While the role of Lakota men has been documented in stories, paintings, and songs, one must ask “What about the women?"
What was their role?
If they were not on the buffalo hunts and war parties, what were they doing?
The truth is they were in fact on the buffalo hunts and they did prepare for and recover from war. They followed the hunters and processed the buffalo in the field. They worked the hides that would cover their lodges and they dried the meat that would feed their families. They passed down knowledge to their children in the songs and stories they shared while working side by side.
The stories told by these women spoke of love, devotion to family, visits by animal spirits, and the gifts from Creator. The children listened and learned about their place in the Sacred Circle.
As time passed, the children grew into elders and continue still today to share the stories of their ancestors with people from all walks of life. For those out of earshot, the stories have been documented in literature and song.
For instance, the book Waterlily written by Ella Cara Deloria was recommended to me as a good title in terms of understanding some of the basic attributes of Lakota/Dakota life.
I found the book to be much more than that!
The story pulled me into Waterlily’s life, her illness as a child, the ceremonies she went through, and the raising of her own family.
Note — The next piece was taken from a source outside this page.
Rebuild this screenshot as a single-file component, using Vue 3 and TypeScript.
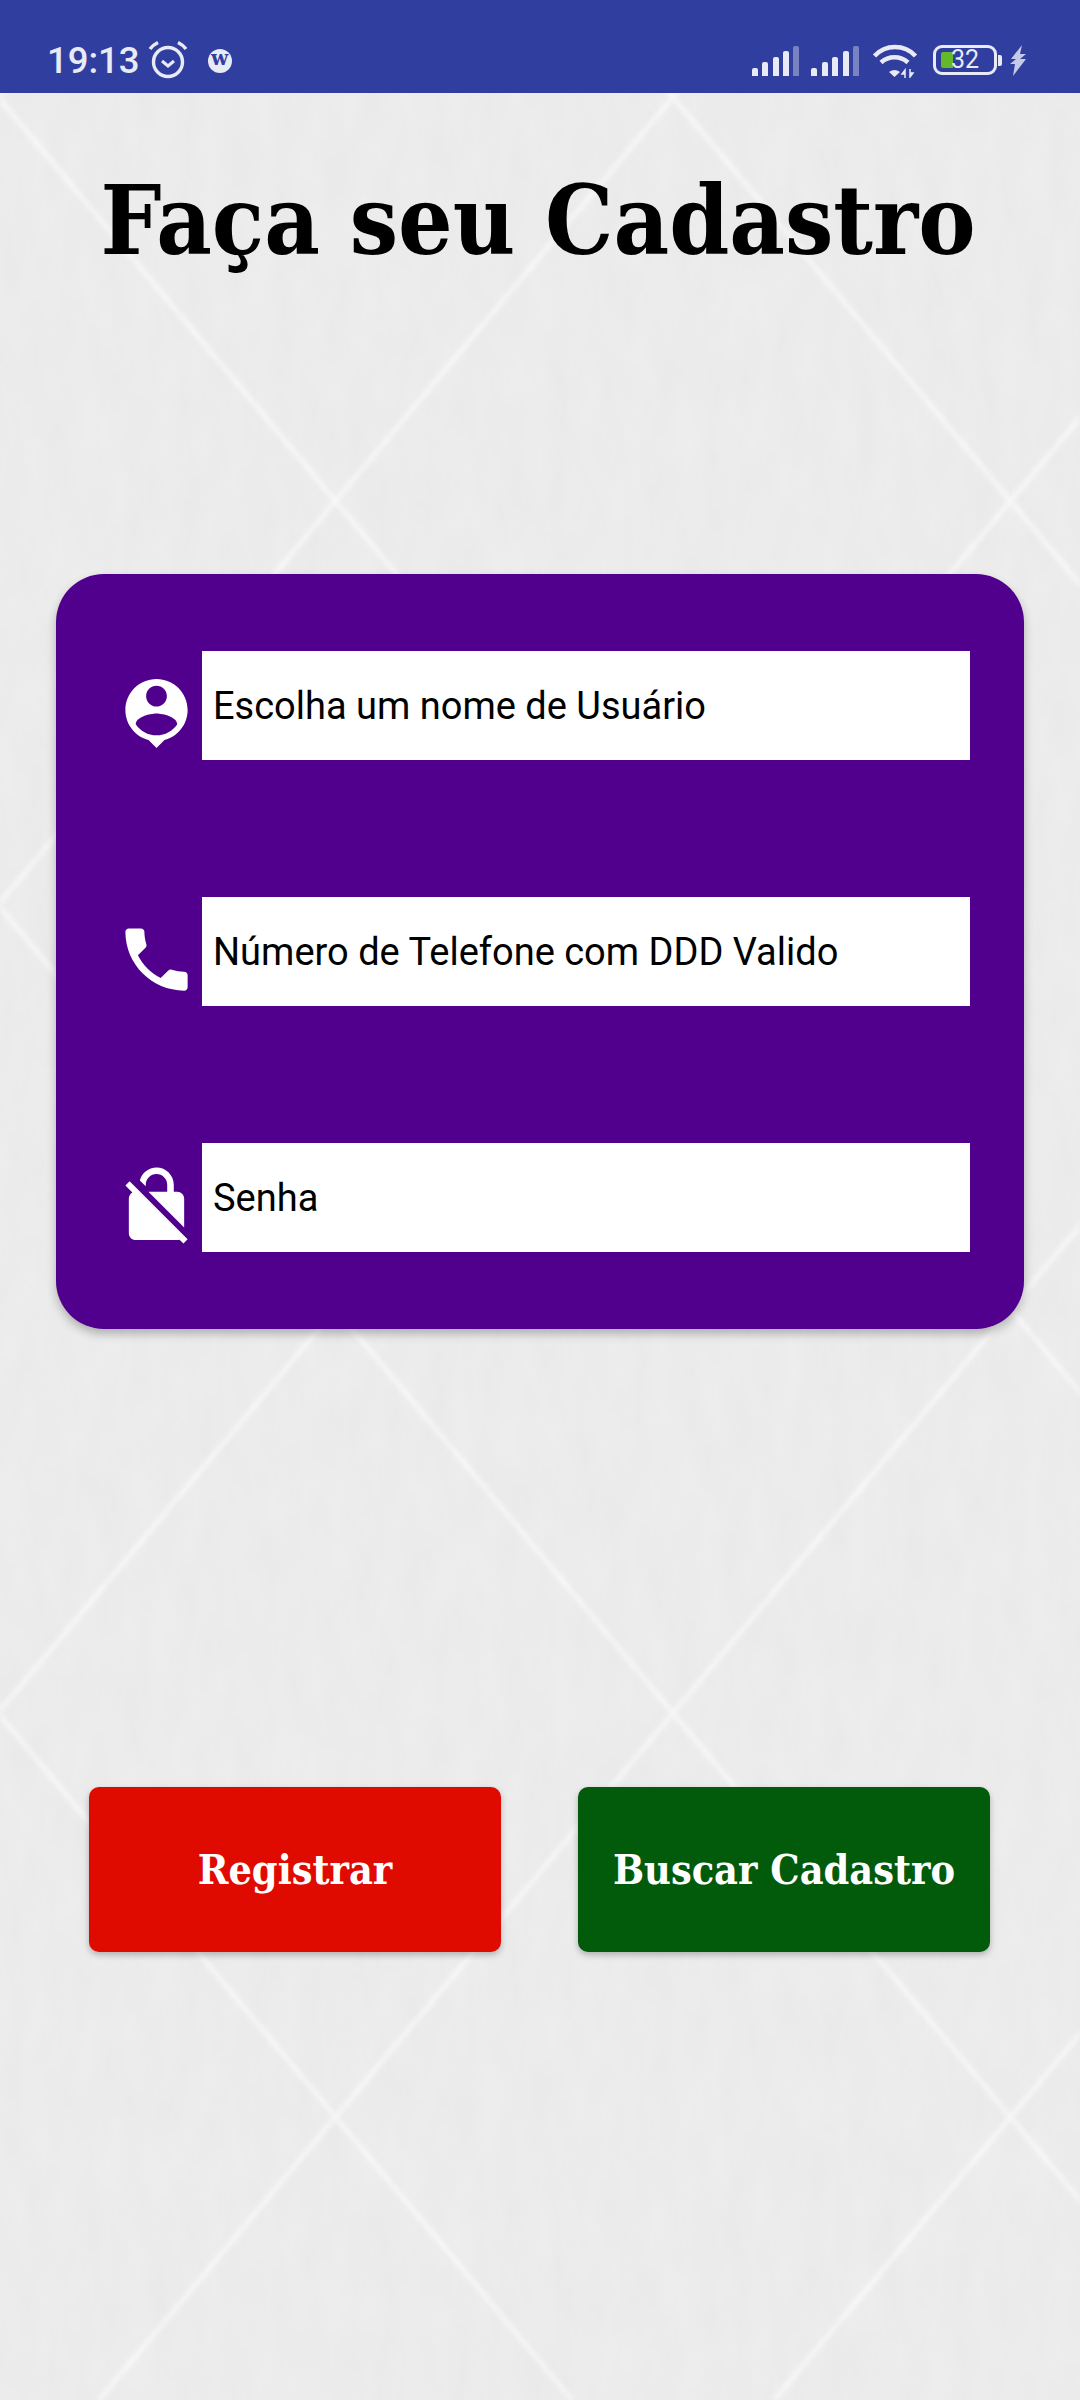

I walked away from this story with a deeper understanding of the spiritual, practical, and often humorous side of Lakota women.
Another favorite (and I might add a recent read for me) is The Spirit of Indian Women edited by Judith and Michael Oren Fitzgerald.
This is a collection of stories, songs, and testimonies as told by the women who lived a whole other life time ago that pull you into the hearts of Native American women.
Accompanying each page are black and white photos of little girls, young women, and dignified grandmothers from all different tribes. Their intense gazes speak of experiences and wisdom gained by hard, but fulfilling lives. Their finely honed skills and deep spiritual devotion are proudly displayed in the regalia they wear decorated with the gifts from Creator and his many creatures. Pick up this book and you will spend hours trying to count the elk teeth and dentalium shells on their dresses.
I cannot in good conscious talk about Native American stories without mentioning my absolute favorite, The Girl Who Loved Wild Horses as re-told by Paul Goble. I checked this story out of the bookmobile when I was in the third grade and have loved it ever since.
This story talks about a young girl who gets caught in a stampede of her people’s horses during a storm. She awakes in the morning to find herself in the middle of a wild herd surrounded by unfamiliar territory. As she grows into a woman, she forms a deep spiritual bond with the herd and they adopt her as a part of their family.
If you have a special woman in your life and she loves horses, this book must be in her collection.
There are literally thousands of titles describing the role of women in Native American culture. These are just a few of my personal favorites, and I invite you to enjoy them as I have.